The European finance ministers are also reconsidering. The Eurogroup, as they are known, held an emergency meeting today to try to calm fears over the Cypru...

The Eurogroup now recommends that depositors with less than 100,000 euros be protected.

The finance ministers also have decided to give Cyprus more flexibility over the bank tax, but the country would still need to raise 5.8 billion euros from the tax.

A vote on the plan by the Cyprus parliament has been delayed until tomorrow.

The U.S. Treasury Department issued a statement: “The Treasury Department is monitoring the situation in Cyprus closely, and Secretary Jacob Lew has been speaking with his European counterparts. It is important that Cyprus and its euro-area partners work to resolve the situation in a way that is responsible and fair and ensures financial stability.”

But the damage may be already done to confidence in the European banking system. This is the first time a national bailout has proposed to impose losses on bank depositors. Some call that a dangerous precedent.

http://www.wnd.com/2013/03/could-cyprus-bank-runs-happen-here/

Comment by PHILIP SCHNEIDER on March 19, 2013 at 1:21pm

It's easy to dismiss the FED policy of printing (B)illions of new dollars because the immediate result (inflation) is difficult to discern AND the liberal progressive radical democrats are good at covering up the damage.
Take an average meal at McDonald's . . . . can you buy a burger and fries with a drink for under $5.00 bucks anymore? Or even more meaningful is the amount of empty space in all those boxes of cereal or other dry food products you have to buy for your kids breakfast, the price goes up but the amount of product goes down.
Those government economy experts are slowly killing us by squeezing the life blood out of our wallets.
`

Comment by Gordon Ray Kissinger on March 19, 2013 at 12:49pm

This is what's coming our way from their liberal agenda -

Former US Treasury official warns of system-wide collapse

Outspoken, controversial former Assistant of the US Treasury Paul Craig Roberts spoke yesterday about the problems that Western policy-makers face and the inevitability of the current financial system ending in ruin.

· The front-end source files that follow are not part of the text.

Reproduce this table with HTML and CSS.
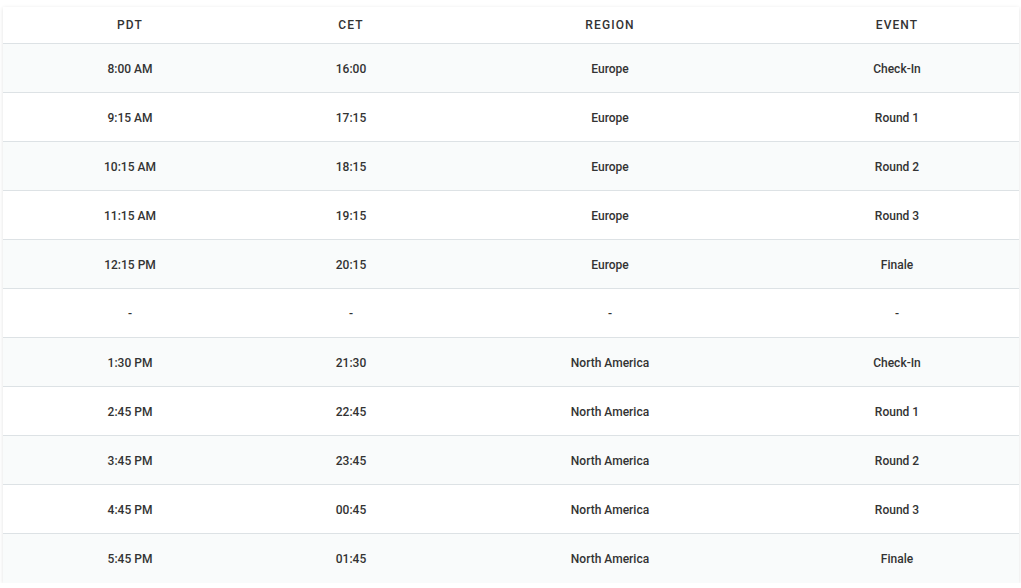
FILE: index.html
```html
<!DOCTYPE html>
<html>
<head>
<meta charset="utf-8">
<link rel="stylesheet" href="styles.css">
</head>
<body>
<div class="wrap">
  <table class="sched">
    <colgroup>
      <col class="c1"><col class="c2"><col class="c3"><col class="c4">
    </colgroup>
    <thead>
      <tr><th>PDT</th><th>CET</th><th>REGION</th><th>EVENT</th></tr>
    </thead>
    <tbody>
      <tr><td>8:00 AM</td><td>16:00</td><td>Europe</td><td>Check-In</td></tr>
      <tr><td>9:15 AM</td><td>17:15</td><td>Europe</td><td>Round 1</td></tr>
      <tr><td>10:15 AM</td><td>18:15</td><td>Europe</td><td>Round 2</td></tr>
      <tr><td>11:15 AM</td><td>19:15</td><td>Europe</td><td>Round 3</td></tr>
      <tr><td>12:15 PM</td><td>20:15</td><td>Europe</td><td>Finale</td></tr>
      <tr><td>-</td><td>-</td><td>-</td><td>-</td></tr>
      <tr><td>1:30 PM</td><td>21:30</td><td>North America</td><td>Check-In</td></tr>
      <tr><td>2:45 PM</td><td>22:45</td><td>North America</td><td>Round 1</td></tr>
      <tr><td>3:45 PM</td><td>23:45</td><td>North America</td><td>Round 2</td></tr>
      <tr><td>4:45 PM</td><td>00:45</td><td>North America</td><td>Round 3</td></tr>
      <tr><td>5:45 PM</td><td>01:45</td><td>North America</td><td>Finale</td></tr>
    </tbody>
  </table>
</div>
</body>
</html>
```
FILE: styles.css
```css
html, body {
  margin: 0;
  padding: 0;
  background: #ffffff;
}
body {
  font-family: Roboto, "Liberation Sans", sans-serif;
  color: #333333;
}
.wrap {
  padding: 7px 3px 0 3px;
}
.sched {
  width: 1015px;
  border-collapse: collapse;
  table-layout: fixed;
  background: #ffffff;
  box-shadow: 0 1px 4px rgba(0, 0, 0, 0.12);
}
.c1 { width: 254px; }
.c2 { width: 188px; }
.c3 { width: 330px; }
.c4 { width: 244px; }
.sched th {
  height: 36px;
  padding: 0;
  font-size: 12px;
  font-weight: 500;
  letter-spacing: 1.1px;
  text-align: center;
  color: #333333;
  border-bottom: 1px solid #dde2e5;
}
.sched td {
  height: 49px;
  padding: 2px 0 0 0;
  box-sizing: border-box;
  font-size: 12px;
  font-weight: 500;
  text-align: center;
  color: #333333;
  border-bottom: 1px solid #dde2e5;
}
.sched tbody tr:nth-child(odd) {
  background: #f9fbfb;
}
.sched tbody tr:last-child td {
  border-bottom: none;
}
```
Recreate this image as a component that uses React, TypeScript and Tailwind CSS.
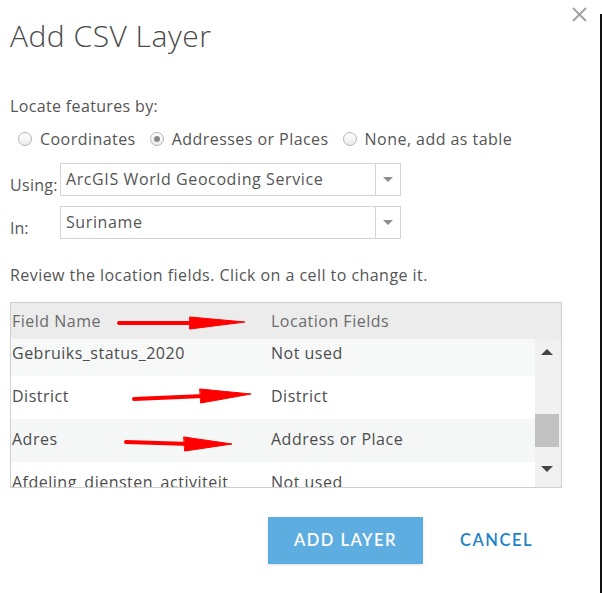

There are no economic policy solutions. You can’t deal with [the excessive money printing] by cutting spending because you already have high unemployment. How are you (the Fed) going to contain the inflation? Are you going to jack interest rates up and wreck what little is left of the economy? 

The whole thing is a disaster waiting to happen. And they (mainstream media and government officials) avoid it. There is no talk about it. It’s so obvious. How can you not see it? And yet they never mention it. So I just feel compelled. It’s my responsibility to mention it. Roberts claims that the game of printing money cannot last and that there are already early warning signs that the US dollar is slipping in its role as the global reserve currency.

Eric Sprott of Sprott Asset Management continued with the same theme yesterday in response to Roberts’ comments: They play games, and they manipulate things (such as gold and silver). They are so lucky because they get to borrow money at zero (percent) and lend it to people. They are given this right to make money, and then they turn around and lever it up, and throw derivatives on top of that. I totally agree that someday it will just fall apart and we will find out that none of the counterparties can pay. I’ve never been hopeful for the financial system. 

Ever since the 2008 financial crisis all we’ve had is printing of money and backstopping of banks. The one thing which has happened since Lehman, Lehman was a liquidation, and there has never been a liquidation allowed since. Nothing is allowed to liquidate, whether it’s Fannie, Freddie, various banks, nobody is allowed to liquidate, and I know exactly why they are not allowed to liquidate, because if they liquidated the first domino falls. And once the first domino falls, everyone starts worrying about counterparties and the whole system fails.

That’s why they need to keep propping it up week after week. Somebody is always getting bailed out.  It’s just ongoing and anybody who has any common sense at all knows it will end in ruination.